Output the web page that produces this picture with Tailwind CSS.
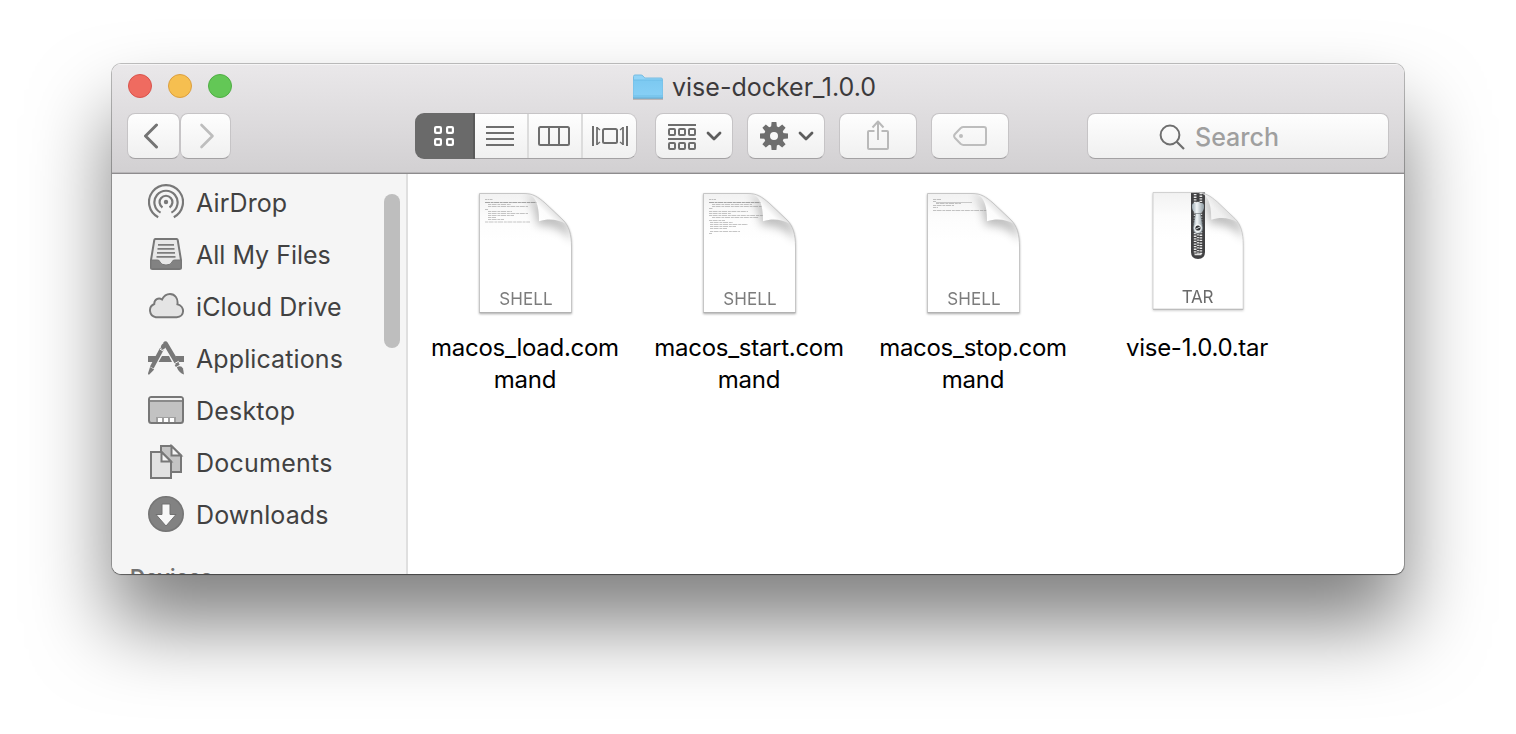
<!DOCTYPE html>
<html lang="en">
<head>
<meta charset="utf-8">
<title>vise-docker_1.0.0</title>
<script src="https://cdn.jsdelivr.net/npm/@tailwindcss/browser@4"></script>
</head>
<body class="h-[734px] overflow-hidden bg-white pt-16 pl-28 font-['Inter',sans-serif]">
<svg class="absolute size-0" aria-hidden="true">
  <defs>
    <linearGradient id="page" x1="0" y1="0" x2="0" y2="1"><stop offset="0" stop-color="#f2f2f2"/><stop offset=".2" stop-color="#fcfcfc"/><stop offset=".4" stop-color="#fff"/></linearGradient>
    <linearGradient id="curl" gradientUnits="userSpaceOnUse" x1="63" y1="31" x2="76" y2="18"><stop offset="0" stop-color="#fff"/><stop offset=".6" stop-color="#fcfcfc"/><stop offset="1" stop-color="#e2e2e2"/></linearGradient>
    <linearGradient id="metal" x1="0" y1="0" x2="1" y2="0"><stop offset="0" stop-color="#9aa8b0"/><stop offset=".4" stop-color="#f1f5f7"/><stop offset="1" stop-color="#8b989f"/></linearGradient>
    <linearGradient id="folder" x1="0" y1="0" x2="0" y2="1"><stop offset="0" stop-color="#7cc9f1"/><stop offset="1" stop-color="#88d0f6"/></linearGradient>
    <filter id="soft" x="-60%" y="-60%" width="220%" height="220%"><feGaussianBlur stdDeviation="5"/></filter>
    <clipPath id="sheet"><path d="M3.500 2.500H48C57 2.500 62 6 69 12L87 29C93 35 95.500 43 95.500 56V121.500H3.500Z"/></clipPath>
    <g id="paper">
      <path d="M3.500 2.500H48C57 2.500 62 6 69 12L87 29C93 35 95.500 43 95.500 56V121.500H3.500Z" fill="url(#page)"/>
      <g clip-path="url(#sheet)"><path d="M53 4L92 32L97 52C88 38 78 35 61 34C60 22 58 12 50 4Z" fill="#000" opacity=".25" filter="url(#soft)"/></g>
    </g>
    <g id="fold">
      <path d="M51 2.500C59 5 63 12 63 30.300C72 27 82 28 90 33L87 29L69 12C62 6 58 3 51 2.500Z" fill="url(#curl)"/>
      <path d="M3.500 2.500H48C57 2.500 62 6 69 12L87 29C93 35 95.500 43 95.500 56V121.500H3.500Z" fill="none" stroke="#c2c2c2" stroke-width=".9"/>
      <path d="M3.500 121.700H95.500" stroke="#adadad" stroke-width=".9"/>
    </g>
  </defs>
</svg>

<main class="flex h-[510px] w-[1292px] flex-col overflow-hidden rounded-[9px] bg-white shadow-[0_0_0_1px_rgba(0,0,0,0.24),0_1px_1px_rgba(0,0,0,0.35),0_50px_80px_rgba(0,0,0,0.5)]">
  <header class="flex h-[110px] shrink-0 flex-col border-b border-[#8e8c8e] bg-linear-to-b from-[#eae8ea] to-[#d2d0d2] shadow-[inset_0_1px_0_#f6f5f6,inset_0_-1px_0_#b8b6b8]">
    <div class="flex h-[49px] items-center pl-4">
      <div class="flex w-[504px] gap-4 pb-[5px]">
        <span class="size-6 rounded-full border border-[#d9534c] bg-[#ef6b60]"></span>
        <span class="size-6 rounded-full border border-[#dc9f3f] bg-[#f6bf50]"></span>
        <span class="size-6 rounded-full border border-[#4fae44] bg-[#63c756]"></span>
      </div>
      <svg class="mb-1 h-[26px] w-8 shrink-0" viewBox="0 0 32 26"><path d="M1 25H31" stroke="#b0a9a6" stroke-width="1.500"/><path d="M1.500 2.500q0-1.500 1.500-1.500H9q1.200 0 2 1l1 1.200q.7.800 1.700.8H29q1.500 0 1.500 1.500V24H1.500Z" fill="#92d4f7" stroke="#76bce2" stroke-width="1"/><path d="M1.500 6H30.500V24H1.500Z" fill="url(#folder)"/><path d="M1.500 6H30.500M1.500 22H30.500" stroke="#6cbbe4" stroke-width=".9"/><path d="M1 24H31" stroke="#5ea6cd" stroke-width="1.200"/></svg>
      <h1 class="ml-2 pb-[3px] text-[25px] leading-8 font-[430] tracking-[0px] whitespace-nowrap text-[#3c3a3c]">vise-docker_1.0.0</h1>
    </div>
    <div class="flex h-[46px] pl-[15px] *:shrink-0">
      <button class="flex w-[53px] items-center justify-center rounded-lg border border-[#c6c4c6] border-b-[#a3a1a3] bg-linear-to-b from-[#fefefe] to-[#f0f0f0]"><svg class="-ml-1.5 h-[26px] w-4" viewBox="0 0 16 26"><path d="M13.500 2L2.500 13L13.500 24" fill="none" stroke="#747474" stroke-width="3" stroke-linecap="round" stroke-linejoin="round"/></svg></button>
      <button class="flex w-[51px] items-center justify-center rounded-lg border border-[#c6c4c6] border-b-[#a3a1a3] bg-linear-to-b from-[#fefefe] to-[#f0f0f0]"><svg class="ml-0.5 h-[26px] w-4" viewBox="0 0 16 26"><path d="M2.500 2L13.500 13L2.500 24" fill="none" stroke="#bdbdbd" stroke-width="2.600" stroke-linecap="round" stroke-linejoin="round"/></svg></button>
      <div class="ml-[184px] flex w-[222px]">
        <div class="flex w-[60px] items-center justify-center rounded-l-[9px] border-r-2 border-[#5a5a5a] bg-[#6a6a6a]"><svg class="size-5" viewBox="0 0 20 20" fill="none" stroke="#fff" stroke-width="2.200"><rect x="1.100" y="1.100" width="5.800" height="5.800" rx="1"/><rect x="13.100" y="1.100" width="5.800" height="5.800" rx="1"/><rect x="1.100" y="13.100" width="5.800" height="5.800" rx="1"/><rect x="13.100" y="13.100" width="5.800" height="5.800" rx="1"/></svg></div>
        <div class="flex flex-1 rounded-r-[9px] border border-l-0 border-[#c6c4c6] border-b-[#a3a1a3] bg-linear-to-b from-[#fefefe] to-[#f0f0f0]">
          <div class="flex w-[54px] items-center justify-center border-r-2 border-[#dcdcdc] pr-0.5"><svg class="h-5 w-7" viewBox="0 0 28 20"><path d="M0 1H28M0 7H28M0 13H28M0 19H28" stroke="#6e6e6e" stroke-width="2"/></svg></div>
          <div class="flex w-[54px] items-center border-r-2 border-[#dcdcdc] pl-[9px]"><svg class="h-5 w-8" viewBox="0 0 32 20"><path d="M11 1V19M21 1V19" stroke="#6e6e6e" stroke-width="2"/><rect x="1" y="1" width="30" height="18" rx="1.500" fill="none" stroke="#6e6e6e" stroke-width="2"/></svg></div>
          <div class="flex flex-1 items-center pl-[9px]"><svg class="h-5 w-9" viewBox="0 0 36 20"><path d="M1 0V20M35 0V20" stroke="#6e6e6e" stroke-width="2"/><path d="M5 1V19M31 1V19" stroke="#6e6e6e" stroke-width="1.800"/><path d="M5 1.500L8 4M5 18.500L8 16M31 1.500L28 4M31 18.500L28 16" stroke="#6e6e6e" stroke-width="1.300"/><rect x="11" y="3" width="14" height="14" rx="1.500" fill="none" stroke="#6e6e6e" stroke-width="2"/></svg></div>
        </div>
      </div>
      <button class="ml-[18px] flex w-[78px] items-center rounded-lg border border-[#c6c4c6] border-b-[#a3a1a3] bg-linear-to-b from-[#fefefe] to-[#f0f0f0] pl-3"><svg class="mt-0.5 h-[26px] w-7" viewBox="0 0 28 26" fill="none" stroke="#6e6e6e" stroke-width="2"><path d="M0 1H28M0 15H28"/><rect x="1" y="5" width="6" height="6" rx="1"/><rect x="11" y="5" width="6" height="6" rx="1"/><rect x="21" y="5" width="6" height="6" rx="1"/><rect x="1" y="19" width="6" height="6" rx="1"/><rect x="11" y="19" width="6" height="6" rx="1"/><rect x="21" y="19" width="6" height="6" rx="1"/></svg><svg class="ml-2.5 h-[10px] w-4" viewBox="0 0 16 10"><path d="M2 2L8 8L14 2" fill="none" stroke="#5d5d5d" stroke-width="2.800" stroke-linecap="round" stroke-linejoin="round"/></svg></button>
      <button class="ml-3.5 flex w-[78px] items-center rounded-lg border border-[#c6c4c6] border-b-[#a3a1a3] bg-linear-to-b from-[#fefefe] to-[#f0f0f0] pl-3"><svg class="size-7" viewBox="-14 -14 28 28"><circle r="7" fill="none" stroke="#6e6e6e" stroke-width="6"/><g fill="#6e6e6e"><g id="teeth"><path d="M-2.400-14H2.400L3-8H-3Z"/><path d="M-2.400 14H2.400L3 8H-3Z"/><path d="M14-2.400V2.400L8 3V-3Z"/><path d="M-14-2.400V2.400L-8 3V-3Z"/></g><use href="#teeth" transform="rotate(45)"/></g></svg><svg class="ml-2.5 h-[10px] w-4" viewBox="0 0 16 10"><path d="M2 2L8 8L14 2" fill="none" stroke="#5d5d5d" stroke-width="2.800" stroke-linecap="round" stroke-linejoin="round"/></svg></button>
      <button class="ml-3.5 flex w-[78px] items-center justify-center rounded-lg border border-[#c6c4c6] border-b-[#a3a1a3] bg-linear-to-b from-[#fefefe] to-[#f0f0f0]"><svg class="mb-0.5 h-[30px] w-[22px]" viewBox="0 0 22 30" fill="none" stroke="#b9b9b9" stroke-width="2" stroke-linejoin="round"><path d="M7.500 11H2Q1 11 1 12V28Q1 29 2 29H20Q21 29 21 28V12Q21 11 20 11H14.500M11 20V2M5.500 7.500L11 1.500L16.500 7.500"/></svg></button>
      <button class="ml-3.5 flex w-[78px] items-center justify-center rounded-lg border border-[#c6c4c6] border-b-[#a3a1a3] bg-linear-to-b from-[#fefefe] to-[#f0f0f0]"><svg class="h-5 w-[34px]" viewBox="0 0 34 20"><path d="M10.500 1H31Q33 1 33 3V17Q33 19 31 19H10.500Q9 19 7.500 17.800L2 12Q.2 10 2 8L7.500 2.200Q9 1 10.500 1Z" fill="none" stroke="#bdbdbd" stroke-width="2"/><circle cx="8" cy="10" r="2" fill="#bdbdbd"/></svg></button>
      <div class="ml-[78px] flex w-[302px] items-center rounded-lg border border-[#c6c4c6] border-b-[#a3a1a3] bg-linear-to-b from-[#fefefe] to-[#f0f0f0] pl-[71px]"><svg class="mt-0.5 size-[26px]" viewBox="0 0 26 26" fill="none" stroke="#6e6e6e" stroke-width="2"><circle cx="11" cy="11" r="9.400"/><path d="M17.500 17.500L25 25" stroke-width="2.200"/></svg><span class="ml-2.5 pt-[3px] text-[25px] font-medium tracking-[0px] text-[#9f9f9f]">Search</span></div>
    </div>
  </header>

  <div class="flex min-h-0 flex-1">
    <aside class="flex w-[296px] shrink-0 justify-between overflow-hidden border-r-2 border-[#dfdfdf] bg-[#f5f5f5]">
      <nav class="pt-0.5 text-[25px] font-[430] tracking-[0.1px] whitespace-nowrap text-[#414141]">
        <a class="flex h-[52px] items-center gap-3 pl-9"><svg class="size-9" viewBox="0 0 36 36" fill="none" stroke="#787878" stroke-width="2.200"><path d="M10.200 33.200A17 17 0 1 1 25.800 33.200M12.600 28.600A11.600 11.600 0 1 1 23.400 28.600M14.500 23.500A6.400 6.400 0 1 1 21.500 23.500"/><circle cx="18" cy="18" r="2.200" fill="#787878" stroke="none"/></svg><span class="pt-[3px]">AirDrop</span></a>
        <a class="flex h-[52px] items-center gap-3 pl-9"><svg class="size-9" viewBox="0 0 36 36"><path d="M7.300 3H28.700Q29.500 3 29.700 4L33 24V31.500Q33 33 31.500 33H4.500Q3 33 3 31.500V24L6.300 4Q6.500 3 7.300 3Z" fill="#e8e8e8" stroke="#777" stroke-width="2"/><path d="M3 24H9.500Q11.500 24 12 26Q13 29 18 29T24 26Q24.500 24 26.500 24H33V32.500H3Z" fill="#828282" stroke="#777" stroke-width="1"/><path d="M10 8.800H26M9.500 12.800H26.500M9 16.800H27M8.500 20.800H27.500" stroke="#7d7d7d" stroke-width="1.700"/></svg><span class="pt-[3px] tracking-[0px]">All My Files</span></a>
        <a class="flex h-[52px] items-center gap-3 pl-9"><svg class="size-9" viewBox="0 0 36 36"><path d="M7.800 29.200A6.900 6.900 0 0 1 6.300 16C6 11.500 10.500 9 14 11.500C16 7.500 19 6 22 6C27 6 30.300 10.500 29.400 16.200C37.200 18 36.900 29.200 28.700 29.200Z" fill="#e4e4e4" stroke="#787878" stroke-width="1.900"/></svg><span class="pt-[3px]">iCloud Drive</span></a>
        <a class="flex h-[52px] items-center gap-3 pl-9"><svg class="size-9" viewBox="0 0 36 36"><path d="M0 16H8.500L5.500 22H0ZM14 16H21L24 22H10.500ZM27.500 16H36V22H30Z" fill="#787878"/><path d="M13.800 9L3.800 27.500" stroke="#787878" stroke-width="4.200"/><path d="M15 7L15.800 5.800" stroke="#787878" stroke-width="4.500" stroke-linecap="round"/><path d="M2 27L6.200 29.500L.8 35L0 33.500Z" fill="#787878"/><path d="M17.500 3.500L28.500 22" stroke="#787878" stroke-width="4.500" stroke-linecap="round"/><path d="M28.600 23.800L29.800 25.800" stroke="#787878" stroke-width="4.500"/><path d="M28.800 27.300Q33 24.500 35 28.500L36 34.500Q31 33 28.800 27.300Z" fill="#787878"/><path d="M26.200 23.800L30.800 21.200M12 9.200L16 11.500" stroke="#f5f5f5" stroke-width="1"/></svg><span class="pt-[3px]">Applications</span></a>
        <a class="flex h-[52px] items-center gap-3 pl-9"><svg class="size-9" viewBox="0 0 36 36"><rect x="1" y="5" width="34" height="26" rx="2.500" fill="#c2c2c2" stroke="#777" stroke-width="2"/><path d="M2 7Q2 6 3 6H33Q34 6 34 7V8H2Z" fill="#f2f2f2"/><path d="M1 9H35" stroke="#777" stroke-width="1.600"/><path d="M8 25H28V30H8Z" fill="#a0a0a0"/><path d="M10 26H14V30H10ZM16 26H20V30H16ZM22 26H26V30H22Z" fill="#fff"/></svg><span class="pt-[3px] tracking-[0.2px]">Desktop</span></a>
        <a class="flex h-[52px] items-center gap-3 pl-9"><svg class="size-9" viewBox="0 0 36 36" stroke="#777" stroke-width="2"><path d="M13 2H23.500L33 11.500V28H13Z" fill="#c4c4c4"/><path d="M23.500 2V11.500H33Z" fill="#f5f5f5"/><path d="M3 8H13.500L23 17.500V34H3Z" fill="#e1e1e1"/><path d="M13.500 8V17.500H23Z" fill="#f5f5f5"/></svg><span class="pt-[3px] tracking-[0.25px]">Documents</span></a>
        <a class="flex h-[52px] items-center gap-3 pl-9"><svg class="size-9" viewBox="0 0 36 36"><circle cx="18" cy="18" r="17.200" fill="#828282" stroke="#757575" stroke-width="1.600"/><path d="M14 8H22V18.500H28L18 30L8 18.500H14Z" fill="#f8f8f8" stroke="#707070" stroke-width="1"/></svg><span class="pt-[3px]">Downloads</span></a>
        <h2 class="pt-[19px] pl-[18px] text-[21px] leading-[38px] font-semibold tracking-[0.2px] text-[#737373]">Devices</h2>
      </nav>
      <div class="mt-5 mr-1.5 h-[154px] w-4 rounded-full bg-[#bebebe]"></div>
    </aside>

    <section class="grid h-[230px] grid-cols-[repeat(4,224px)] pt-[17px] pl-[5px] text-center text-2xl leading-8 font-[420] tracking-[-0.28px] text-black">
      <figure class="flex flex-col items-center"><svg class="h-[126px] w-[98px] drop-shadow-[0_1px_1px_rgba(0,0,0,0.3)]" viewBox="0 0 98 126"><use href="#paper"/><g stroke="#777" stroke-width=".6" opacity=".7"><path d="M9 8.500H17" stroke-dasharray="2 .5"/><path d="M9 11.500H62" stroke-width=".9" stroke-dasharray="5 .6 3 .5"/><path d="M12 13.500H35M12 15.500H52M9 18.500H12M12 20.500H36M12 22.500H52M12 24.500H38M12 26.500H20M12 28.500H28M9 31H54" stroke-dasharray="3 .6 5 .8"/></g><use href="#fold"/><text x="50" y="114" text-anchor="middle" font-size="17" letter-spacing=".1" font-weight="370" fill="#7c7c7c">SHELL</text></svg><figcaption class="mt-[15px]">macos_load.com<br>mand</figcaption></figure>
      <figure class="flex flex-col items-center"><svg class="h-[126px] w-[98px] drop-shadow-[0_1px_1px_rgba(0,0,0,0.3)]" viewBox="0 0 98 126"><use href="#paper"/><g stroke="#777" stroke-width=".6" opacity=".7"><path d="M9 8.500H16" stroke-dasharray="2 .5"/><path d="M9 11.500H62" stroke-width=".9" stroke-dasharray="5 .6 3 .5"/><path d="M12 13.500H52M12 15.500H62M9 17.500H13M9 20.500H48M9 22.500H31M9 24.500H63M12 26.500H59M9 29.500H25M10 31.500H33M10 33.500H48M10 35.500H36M10 37.500H27M10 40.500H40M9 42.500H12" stroke-dasharray="3 .6 5 .8"/></g><use href="#fold"/><text x="50" y="114" text-anchor="middle" font-size="17" letter-spacing=".1" font-weight="370" fill="#7c7c7c">SHELL</text></svg><figcaption class="mt-[15px]">macos_start.com<br>mand</figcaption></figure>
      <figure class="flex flex-col items-center"><svg class="h-[126px] w-[98px] drop-shadow-[0_1px_1px_rgba(0,0,0,0.3)]" viewBox="0 0 98 126"><use href="#paper"/><g stroke="#777" stroke-width=".6" opacity=".7"><path d="M9 8.500H17M9 10.500H12M12 12.500H37M9 14.500H30M9 16.500H14M9 19.500H63" stroke-dasharray="3 .6 5 .8"/><path d="M12 11.500H48" stroke-width=".5"/></g><use href="#fold"/><text x="50" y="114" text-anchor="middle" font-size="17" letter-spacing=".1" font-weight="370" fill="#7c7c7c">SHELL</text></svg><figcaption class="mt-[15px]">macos_stop.com<br>mand</figcaption></figure>
      <figure class="flex flex-col items-center"><svg class="h-[126px] w-[98px] drop-shadow-[0_1px_1px_rgba(0,0,0,0.2)]" viewBox="0 0 98 126"><g transform="translate(1.600 -.9) scale(.98)"><use href="#paper"/></g><path d="M43 1.500H57V61Q57 68 50 68T43 61Z" fill="#414143"/><path d="M47.200 3V63M52.800 2V63" stroke="#e8e8e8" stroke-width="2.800" stroke-dasharray="1.300 1.300"/><path d="M50 2V62" stroke="#414143" stroke-width="2.400"/><path d="M50 42V63" stroke="#d5d5d5" stroke-width="2.400" stroke-dasharray="1.300 1.300" stroke-dashoffset="1.300"/><path d="M44 14Q44.500 11.500 47.500 12Q50 9.500 52.500 12Q55.500 11.500 56 14Q56.500 20 52.500 22V26H47.500V22Q43.500 20 44 14Z" fill="url(#metal)"/><path d="M47.500 22.500H52.500L55 37Q54.700 42.500 50 42.500T45 37Z" fill="url(#metal)" stroke="#4b5054" stroke-width=".5"/><circle cx="50" cy="37" r="3.700" fill="#f4f6f7"/><circle cx="50" cy="37" r="2.600" fill="#303235"/><path d="M48 38L52 36" stroke="#dde3e6" stroke-width="1"/><path d="M46.500 63.500H53.500" stroke="#ddd" stroke-width="1.500"/><g transform="translate(1.600 -.9) scale(.98)" opacity=".8"><use href="#fold"/></g><text x="49.500" y="111.800" text-anchor="middle" font-size="17" letter-spacing="-.2" font-weight="400" fill="#6a6a6a">TAR</text></svg><figcaption class="mt-[15px]">vise-1.0.0.tar</figcaption></figure>
    </section>
  </div>
</main>
</body>
</html>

+ + + + + + +

• Task details: Which lines above contain the word "page"? Copy each of them.

• Result:
Output the web page that produces this picture with Tailwind CSS.
    <linearGradient id="page" x1="0" y1="0" x2="0" y2="1"><stop offset="0" stop-color="#f2f2f2"/><stop offset=".2" stop-color="#fcfcfc"/><stop offset=".4" stop-color="#fff"/></linearGradient>
      <path d="M3.500 2.500H48C57 2.500 62 6 69 12L87 29C93 35 95.500 43 95.500 56V121.500H3.500Z" fill="url(#page)"/>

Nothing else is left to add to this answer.